Caroline Brown, global brand president, The North Face

Caroline Brown came to The North Face last year with a long résumé in fashion, including a stint as CEO of Donna Karan International. 

So Brown said she is often asked if she’s going to turn The North Face into a fashion or luxury brand. 

“This is very easy to answer,” she told analysts. “Absolutely not. The North Face is so much more.

“But there are some aspects of these segments that are applicable here, and we will take advantage of those,” she said. “We can be a performance company and also have beautifully designed and elevated products. We can extend our range of products and price points while still offering the core collections that we are known for. We can be aspirational in marketing and in the marketplace and still reach a very broad consumer base.”

While The North Face hasn’t always done this in the past, she said the brand would now. 

“At its core, The North Face is and always will be a brand that protects athletes in the most extreme conditions,” she said. “It has proven itself over and over on the harshest piece on Earth and it delivers performance when it matters. It is full of grip and toughness. It is much more than just the products we make.”

The brand — which has been VF’s strongest performer — has 7,000 points of distribution, 6,000 employees and produces over 80 million products a year. 

But Brown said the business can be “far bigger,” tapping into both the hard-core athletes and the people who are simply inspired by “spirit of adventure.”  

“This reach from one extreme to another is rare and it is one of our biggest assets,” she said. “We have a solid on both edges of this brand and it is this balance that makes us the biggest yet.”

To take full advantage of that, the company is making significant changes in its product strategy. It is editing down from 20 categories to focus on just three (snow, climb and trail), while elevating design, offering full head-to-toe looks and embracing a “new creative design language that will be instantly recognizable.” 

Nina Flood, global brand president, Timberland

Nina Flood said Timberland is much more than its iconic yellow boot. 

“Timberland is deeply ingrained in culture and has a powerful connection with consumers in a world full of trademarks and brands,” she said. 

The trick is to effectively capitalize on that.

Flood said Timberland “hasn’t clearly been articulating the power of this brand.
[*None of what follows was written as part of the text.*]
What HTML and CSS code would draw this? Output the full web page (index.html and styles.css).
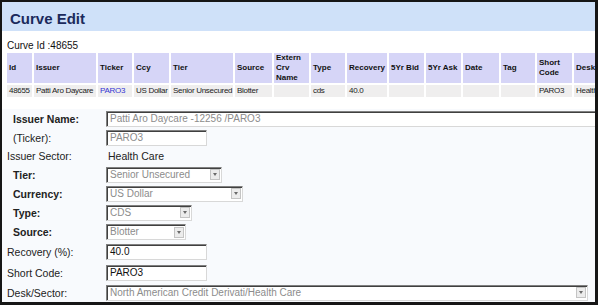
FILE: index.html
```html
<!DOCTYPE html>
<html lang="en">
<head>
  <meta charset="UTF-8" />
  <title>Curve Edit</title>
  <link rel="stylesheet" href="styles.css">
</head>
<body>

  <div class="frame">
    <div class="title">Curve Edit</div>
    <div class="curve-id">Curve Id :48655</div>

    <table class="grid">
      <colgroup>
        <col style="width:25px"><col style="width:62px"><col style="width:34px">
        <col style="width:35px"><col style="width:62px"><col style="width:37px">
        <col style="width:35px"><col style="width:34px"><col style="width:40px">
        <col style="width:35px"><col style="width:35px"><col style="width:36px">
        <col style="width:34px"><col style="width:35px"><col style="width:60px">
      </colgroup>
      <tr>
        <th>Id</th><th>Issuer</th><th>Ticker</th><th>Ccy</th><th>Tier</th>
        <th>Source</th><th>Extern Crv Name</th><th>Type</th><th>Recovery</th>
        <th>5Yr Bid</th><th>5Yr Ask</th><th>Date</th><th>Tag</th>
        <th>Short Code</th><th>Desk/Sector</th>
      </tr>
      <tr>
        <td>48655</td><td>Patti Aro Daycare</td><td class="link">PARO3</td>
        <td>US Dollar</td><td>Senior Unsecured</td><td>Blotter</td><td></td>
        <td>cds</td><td>40.0</td><td></td><td></td><td></td><td></td>
        <td>PARO3</td><td>Health Care</td>
      </tr>
    </table>

    <div class="form">
      <label class="b">Issuer Name:</label>
      <div class="box w-issuer">Patti Aro Daycare -12256 /PARO3</div>

      <label class="ind">(Ticker):</label>
      <div class="box w-short">PARO3</div>

      <label>Issuer Sector:</label>
      <div class="plain">Health Care</div>

      <label class="b">Tier:</label>
      <div class="box sel w-tier"><span class="txt">Senior Unsecured</span><span class="btn"></span></div>

      <label class="b">Currency:</label>
      <div class="box sel w-ccy"><span class="txt">US Dollar</span><span class="btn"></span></div>

      <label class="b">Type:</label>
      <div class="box sel w-type"><span class="txt">CDS</span><span class="btn"></span></div>

      <label class="b">Source:</label>
      <div class="box sel w-source"><span class="txt">Blotter</span><span class="btn"></span></div>

      <label>Recovery (%):</label>
      <div class="box on w-short">40.0</div>

      <label>Short Code:</label>
      <div class="box on w-short">PARO3</div>

      <label>Desk/Sector:</label>
      <div class="box sel w-desk"><span class="txt">North American Credit Derivati/Health Care</span><span class="btn"></span></div>
    </div>
  </div>

</body>
</html>
```
FILE: styles.css
```css
* { margin: 0; padding: 0; box-sizing: border-box; }
body {
  font-family: 'Liberation Sans', Arial, sans-serif;
  background: #fff;
  color: #222;
}
.frame {
  width: 598px;
  height: 305px;
  border: 2px solid #161616;
  border-right-width: 3px;
  border-bottom-width: 3px;
  overflow: hidden;
}
.title {
  height: 29px;
  padding: 8px 0 0 8px;
  background: #cfe1f9;
  color: #1b2a5c;
  font-size: 15px;
  font-weight: bold;
  line-height: 17px;
}
.curve-id {
  margin: 9px 0 0 5px;
  font-size: 10px;
  line-height: 11px;
  color: #111;
}

/* results table */
.grid {
  margin-left: 3px;
  border-spacing: 2px;
  table-layout: fixed;
  width: 631px;
  font-size: 8px;
}
.grid th {
  height: 30px;
  padding: 0 2px;
  background: #d6d5f7;
  text-align: left;
  font-weight: bold;
  line-height: 10px;
  color: #111;
}
.grid td {
  height: 12px;
  padding: 0 2px;
  background: #efeeee;
  line-height: 12px;
  letter-spacing: -0.3px;
  white-space: nowrap;
  overflow: hidden;
  color: #222;
}
.grid .link { color: #3434d4; }

/* edit form */
.form {
  margin-top: 10px;
  padding-left: 5px;
  display: grid;
  grid-template-columns: 99px 1fr;
  grid-template-rows: 19px 19px 18px 19px 19px 19px 20px 20px 21px 19px;
  align-items: center;
  background: #f8fafd;
  font-size: 10.5px;
}
.form label { color: #222; white-space: nowrap; }
.form .b { font-weight: bold; padding-left: 6px; }
.form .ind { padding-left: 6px; }
.plain { padding-left: 2px; font-size: 10.5px; color: #222; }

.box {
  height: 16px;
  padding: 0 2px 0 3px;
  border: 1px solid;
  border-color: #808080 #d8d8d8 #d8d8d8 #808080;
  box-shadow: inset 1px 1px 0 #404040;
  background: #fff;
  font-size: 10px;
  line-height: 14px;
  color: #8c8c8c;
  white-space: nowrap;
  overflow: hidden;
}
.box.on { color: #111; }
.sel { display: flex; align-items: center; padding-right: 1px; }
.sel .txt { flex: 1; overflow: hidden; }
.sel .btn {
  position: relative;
  width: 10px;
  height: 11px;
  background: #ececec;
  border: 1px solid #c4c4c4;
}
.sel .btn::after {
  content: '';
  position: absolute;
  left: 2px;
  top: 3px;
  border-left: 2px solid transparent;
  border-right: 2px solid transparent;
  border-top: 3px solid #6a6a6a;
}

.w-issuer { width: 495px; }
.w-short { width: 101px; }
.w-tier { width: 116px; }
.w-ccy { width: 137px; }
.w-type { width: 86px; }
.w-source { width: 80px; }
.w-desk { width: 482px; }
```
Instead, it started chasing trends and straying from its core identity.”

Now the company is focusing in on its core. 

“Our goal in footwear is to reclaim our position in leather leadership, innovate on comfort fit and weather readiness, and always be unapologetically bold and uncompromisingly crafted for apparel,” Flood said. “It’s a smaller part of business today with tremendous opportunity here.”